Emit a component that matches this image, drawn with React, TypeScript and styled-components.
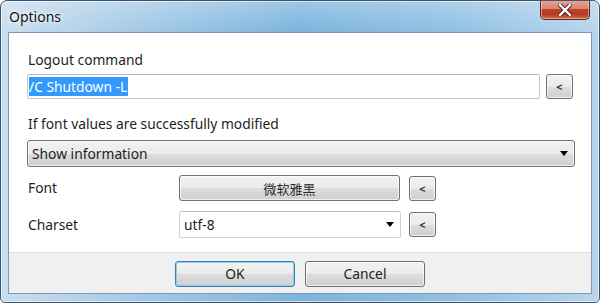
import React from "react";
import styled, { createGlobalStyle } from "styled-components";

const Global = createGlobalStyle`
  html, body { margin: 0; padding: 0; background: #ffffff; }
  #root { width: 600px; height: 303px; }
  * { box-sizing: border-box; }
`;

const Window = styled.div`
  width: 600px;
  height: 303px;
  display: flex;
  flex-direction: column;
  border: 1px solid #3e5570;
  border-radius: 7px 7px 5px 5px;
  background:
    linear-gradient(180deg, rgba(255,255,255,0.25) 0px, rgba(255,255,255,0) 30px),
    linear-gradient(90deg, #c8deef 0%, #a9cce8 20%, #7db4dd 50%, #90c0e3 75%, #b8d5ec 100%);
  box-shadow: inset 0 0 0 1px rgba(255,255,255,0.55);
  font-family: "Noto Sans", "Noto Sans CJK SC", sans-serif;
  color: #1e1e1e;
  overflow: hidden;
`;

const TitleBar = styled.div`
  height: 31px;
  display: flex;
  align-items: flex-start;
  justify-content: space-between;
  padding-left: 8px;
  padding-right: 9px;
`;

const Title = styled.div`
  font-size: 14px;
  line-height: 16px;
  margin-top: 8px;
  color: #111;
  text-shadow: 0 0 6px rgba(255,255,255,0.9), 0 0 3px rgba(255,255,255,0.9);
`;

const CloseButton = styled.div`
  width: 50px;
  height: 20px;
  margin-top: -1px;
  border: 1px solid #5a2a22;
  border-top: none;
  border-radius: 0 0 5px 5px;
  background: linear-gradient(180deg, #e8a899 0%, #d98370 45%, #c2412a 50%, #b83a24 75%, #d56a4f 100%);
  box-shadow: inset 0 0 0 1px rgba(255,255,255,0.4);
  display: flex;
  align-items: center;
  justify-content: center;
`;

const ClientArea = styled.div`
  flex: 1;
  margin: 0 7px 8px 7px;
  border: 1px solid #7f99b4;
  background: #ffffff;
  display: flex;
  flex-direction: column;
`;

const Body = styled.div`
  flex: 1;
  display: flex;
  flex-direction: column;
  padding: 19px 16px 0 18px;
  font-size: 13.8px;
`;

const Label = styled.div<{ $mt?: number }>`
  line-height: 16px;
  padding-left: 1px;
  margin-top: ${(p) => p.$mt ?? 0}px;
`;

const Row = styled.div<{ $mt: number }>`
  display: flex;
  align-items: center;
  margin-top: ${(p) => p.$mt}px;
`;

const RowLabel = styled.div`
  width: 152px;
  padding-left: 1px;
  line-height: 16px;
`;

const TextBox = styled.div<{ $w: number }>`
  width: ${(p) => p.$w}px;
  height: 25px;
  border: 1px solid #b9c8d6;
  border-top-color: #a7b9cb;
  border-radius: 2px;
  background: #fff;
  display: flex;
  align-items: center;
  padding-left: 1px;
`;

const Selected = styled.span`
  background: #3399ff;
  color: #ffffff;
  line-height: 19px;
  padding: 0 1px 0 0;
`;

const SmallButton = styled.div<{ $ml: number }>`
  width: 27px;
  height: 25px;
  margin-left: ${(p) => p.$ml}px;
  border: 1px solid #707070;
  border-radius: 3px;
  background: linear-gradient(180deg, #f2f2f2 0%, #ebebeb 50%, #dddddd 51%, #cfcfcf 100%);
  box-shadow: inset 0 0 0 1px rgba(255,255,255,0.7);
  display: flex;
  align-items: center;
  justify-content: center;
  font-size: 11px;
  font-weight: bold;
  color: #333;
`;

const DropList = styled.div`
  height: 27px;
  margin-top: 8px;
  border: 1px solid #707070;
  border-radius: 3px;
  background: linear-gradient(180deg, #f2f2f2 0%, #ebebeb 50%, #dddddd 51%, #cfcfcf 100%);
  box-shadow: inset 0 0 0 1px rgba(255,255,255,0.7);
  display: flex;
  align-items: center;
  justify-content: space-between;
  padding: 0 6px 0 4px;
`;

const Arrow = styled.span`
  width: 0;
  height: 0;
  border-left: 4px solid transparent;
  border-right: 4px solid transparent;
  border-top: 5px solid #000;
`;

const FontButton = styled.div`
  width: 221px;
  height: 26px;
  border: 1px solid #707070;
  border-radius: 3px;
  background: linear-gradient(180deg, #f2f2f2 0%, #ebebeb 50%, #dddddd 51%, #cfcfcf 100%);
  box-shadow: inset 0 0 0 1px rgba(255,255,255,0.7);
  display: flex;
  align-items: center;
  justify-content: center;
  font-size: 13px;
  color: #2a2a2a;
`;

const Combo = styled.div`
  width: 222px;
  height: 27px;
  border: 1px solid #c9d3dc;
  border-top-color: #b5c0cb;
  border-radius: 2px;
  background: #fff;
  display: flex;
  align-items: center;
  justify-content: space-between;
  padding: 0 6px 0 4px;
`;

const Footer = styled.div`
  height: 41px;
  background: #f0f0f0;
  border-top: 1px solid #dfdfdf;
  display: flex;
  align-items: center;
  justify-content: center;
  gap: 10px;
  padding-top: 1px;
`;

const DialogButton = styled.div<{ $default?: boolean }>`
  width: 120px;
  height: 26px;
  border: 1px solid ${(p) => (p.$default ? "#3c7fb1" : "#707070")};
  border-radius: 3px;
  background: linear-gradient(180deg, #f2f2f2 0%, #ebebeb 50%, #dddddd 51%, #cfcfcf 100%);
  box-shadow: inset 0 0 0 1px ${(p) => (p.$default ? "rgba(120,200,240,0.8)" : "rgba(255,255,255,0.7)")};
  display: flex;
  align-items: center;
  justify-content: center;
  font-size: 13.8px;
`;

export default function App() {
  return (
    <>
      <Global />
      <Window>
        <TitleBar>
          <Title>Options</Title>
          <CloseButton>
            <svg width="14" height="12" viewBox="0 0 14 12">
              <path
                d="M2 1 L12 11 M12 1 L2 11"
                stroke="#4a1d14"
                strokeWidth="4.2"
                strokeLinecap="square"
              />
              <path
                d="M2 1 L12 11 M12 1 L2 11"
                stroke="#ffffff"
                strokeWidth="2.4"
                strokeLinecap="square"
              />
            </svg>
          </CloseButton>
        </TitleBar>
        <ClientArea>
          <Body>
            <Label>Logout command</Label>
            <Row $mt={6}>
              <TextBox $w={513}>
                <Selected>/C Shutdown -L</Selected>
              </TextBox>
              <SmallButton $ml={6}>&lt;</SmallButton>
            </Row>
            <Label $mt={17}>If font values are successfully modified</Label>
            <DropList>
              <span>Show information</span>
              <Arrow />
            </DropList>
            <Row $mt={8}>
              <RowLabel>Font</RowLabel>
              <FontButton>微软雅黑</FontButton>
              <SmallButton $ml={9}>&lt;</SmallButton>
            </Row>
            <Row $mt={10}>
              <RowLabel>Charset</RowLabel>
              <Combo>
                <span>utf-8</span>
                <Arrow />
              </Combo>
              <SmallButton $ml={8}>&lt;</SmallButton>
            </Row>
          </Body>
          <Footer>
            <DialogButton $default>OK</DialogButton>
            <DialogButton>Cancel</DialogButton>
          </Footer>
        </ClientArea>
      </Window>
    </>
  );
}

┄┄┄┄┄┄┄┄┄┄

Copy each line in full and exactly, omitting any picture.

Emit a component that matches this image, drawn with React, TypeScript and styled-components.
import React from "react";
import styled, { createGlobalStyle } from "styled-components";

const Global = createGlobalStyle`
  html, body { margin: 0; padding: 0; background: #ffffff; }
  #root { width: 600px; height: 303px; }
  * { box-sizing: border-box; }
`;

const Window = styled.div`
  width: 600px;
  height: 303px;
  display: flex;
  flex-direction: column;
  border: 1px solid #3e5570;
  border-radius: 7px 7px 5px 5px;
  background:
    linear-gradient(180deg, rgba(255,255,255,0.25) 0px, rgba(255,255,255,0) 30px),
    linear-gradient(90deg, #c8deef 0%, #a9cce8 20%, #7db4dd 50%, #90c0e3 75%, #b8d5ec 100%);
  box-shadow: inset 0 0 0 1px rgba(255,255,255,0.55);
  font-family: "Noto Sans", "Noto Sans CJK SC", sans-serif;
  color: #1e1e1e;
  overflow: hidden;
`;

const TitleBar = styled.div`
  height: 31px;
  display: flex;
  align-items: flex-start;
  justify-content: space-between;
  padding-left: 8px;
  padding-right: 9px;
`;

const Title = styled.div`
  font-size: 14px;
  line-height: 16px;
  margin-top: 8px;
  color: #111;
  text-shadow: 0 0 6px rgba(255,255,255,0.9), 0 0 3px rgba(255,255,255,0.9);
`;

const CloseButton = styled.div`
  width: 50px;
  height: 20px;
  margin-top: -1px;
  border: 1px solid #5a2a22;
  border-top: none;
  border-radius: 0 0 5px 5px;
  background: linear-gradient(180deg, #e8a899 0%, #d98370 45%, #c2412a 50%, #b83a24 75%, #d56a4f 100%);
  box-shadow: inset 0 0 0 1px rgba(255,255,255,0.4);
  display: flex;
  align-items: center;
  justify-content: center;
`;

const ClientArea = styled.div`
  flex: 1;
  margin: 0 7px 8px 7px;
  border: 1px solid #7f99b4;
  background: #ffffff;
  display: flex;
  flex-direction: column;
`;

const Body = styled.div`
  flex: 1;
  display: flex;
  flex-direction: column;
  padding: 19px 16px 0 18px;
  font-size: 13.8px;
`;

const Label = styled.div<{ $mt?: number }>`
  line-height: 16px;
  padding-left: 1px;
  margin-top: ${(p) => p.$mt ?? 0}px;
`;

const Row = styled.div<{ $mt: number }>`
  display: flex;
  align-items: center;
  margin-top: ${(p) => p.$mt}px;
`;

const RowLabel = styled.div`
  width: 152px;
  padding-left: 1px;
  line-height: 16px;
`;

const TextBox = styled.div<{ $w: number }>`
  width: ${(p) => p.$w}px;
  height: 25px;
  border: 1px solid #b9c8d6;
  border-top-color: #a7b9cb;
  border-radius: 2px;
  background: #fff;
  display: flex;
  align-items: center;
  padding-left: 1px;
`;

const Selected = styled.span`
  background: #3399ff;
  color: #ffffff;
  line-height: 19px;
  padding: 0 1px 0 0;
`;

const SmallButton = styled.div<{ $ml: number }>`
  width: 27px;
  height: 25px;
  margin-left: ${(p) => p.$ml}px;
  border: 1px solid #707070;
  border-radius: 3px;
  background: linear-gradient(180deg, #f2f2f2 0%, #ebebeb 50%, #dddddd 51%, #cfcfcf 100%);
  box-shadow: inset 0 0 0 1px rgba(255,255,255,0.7);
  display: flex;
  align-items: center;
  justify-content: center;
  font-size: 11px;
  font-weight: bold;
  color: #333;
`;

const DropList = styled.div`
  height: 27px;
  margin-top: 8px;
  border: 1px solid #707070;
  border-radius: 3px;
  background: linear-gradient(180deg, #f2f2f2 0%, #ebebeb 50%, #dddddd 51%, #cfcfcf 100%);
  box-shadow: inset 0 0 0 1px rgba(255,255,255,0.7);
  display: flex;
  align-items: center;
  justify-content: space-between;
  padding: 0 6px 0 4px;
`;

const Arrow = styled.span`
  width: 0;
  height: 0;
  border-left: 4px solid transparent;
  border-right: 4px solid transparent;
  border-top: 5px solid #000;
`;

const FontButton = styled.div`
  width: 221px;
  height: 26px;
  border: 1px solid #707070;
  border-radius: 3px;
  background: linear-gradient(180deg, #f2f2f2 0%, #ebebeb 50%, #dddddd 51%, #cfcfcf 100%);
  box-shadow: inset 0 0 0 1px rgba(255,255,255,0.7);
  display: flex;
  align-items: center;
  justify-content: center;
  font-size: 13px;
  color: #2a2a2a;
`;

const Combo = styled.div`
  width: 222px;
  height: 27px;
  border: 1px solid #c9d3dc;
  border-top-color: #b5c0cb;
  border-radius: 2px;
  background: #fff;
  display: flex;
  align-items: center;
  justify-content: space-between;
  padding: 0 6px 0 4px;
`;

const Footer = styled.div`
  height: 41px;
  background: #f0f0f0;
  border-top: 1px solid #dfdfdf;
  display: flex;
  align-items: center;
  justify-content: center;
  gap: 10px;
  padding-top: 1px;
`;

const DialogButton = styled.div<{ $default?: boolean }>`
  width: 120px;
  height: 26px;
  border: 1px solid ${(p) => (p.$default ? "#3c7fb1" : "#707070")};
  border-radius: 3px;
  background: linear-gradient(180deg, #f2f2f2 0%, #ebebeb 50%, #dddddd 51%, #cfcfcf 100%);
  box-shadow: inset 0 0 0 1px ${(p) => (p.$default ? "rgba(120,200,240,0.8)" : "rgba(255,255,255,0.7)")};
  display: flex;
  align-items: center;
  justify-content: center;
  font-size: 13.8px;
`;

export default function App() {
  return (
    <>
      <Global />
      <Window>
        <TitleBar>
          <Title>Options</Title>
          <CloseButton>
            <svg width="14" height="12" viewBox="0 0 14 12">
              <path
                d="M2 1 L12 11 M12 1 L2 11"
                stroke="#4a1d14"
                strokeWidth="4.2"
                strokeLinecap="square"
              />
              <path
                d="M2 1 L12 11 M12 1 L2 11"
                stroke="#ffffff"
                strokeWidth="2.4"
                strokeLinecap="square"
              />
            </svg>
          </CloseButton>
        </TitleBar>
        <ClientArea>
          <Body>
            <Label>Logout command</Label>
            <Row $mt={6}>
              <TextBox $w={513}>
                <Selected>/C Shutdown -L</Selected>
              </TextBox>
              <SmallButton $ml={6}>&lt;</SmallButton>
            </Row>
            <Label $mt={17}>If font values are successfully modified</Label>
            <DropList>
              <span>Show information</span>
              <Arrow />
            </DropList>
            <Row $mt={8}>
              <RowLabel>Font</RowLabel>
              <FontButton>微软雅黑</FontButton>
              <SmallButton $ml={9}>&lt;</SmallButton>
            </Row>
            <Row $mt={10}>
              <RowLabel>Charset</RowLabel>
              <Combo>
                <span>utf-8</span>
                <Arrow />
              </Combo>
              <SmallButton $ml={8}>&lt;</SmallButton>
            </Row>
          </Body>
          <Footer>
            <DialogButton $default>OK</DialogButton>
            <DialogButton>Cancel</DialogButton>
          </Footer>
        </ClientArea>
      </Window>
    </>
  );
}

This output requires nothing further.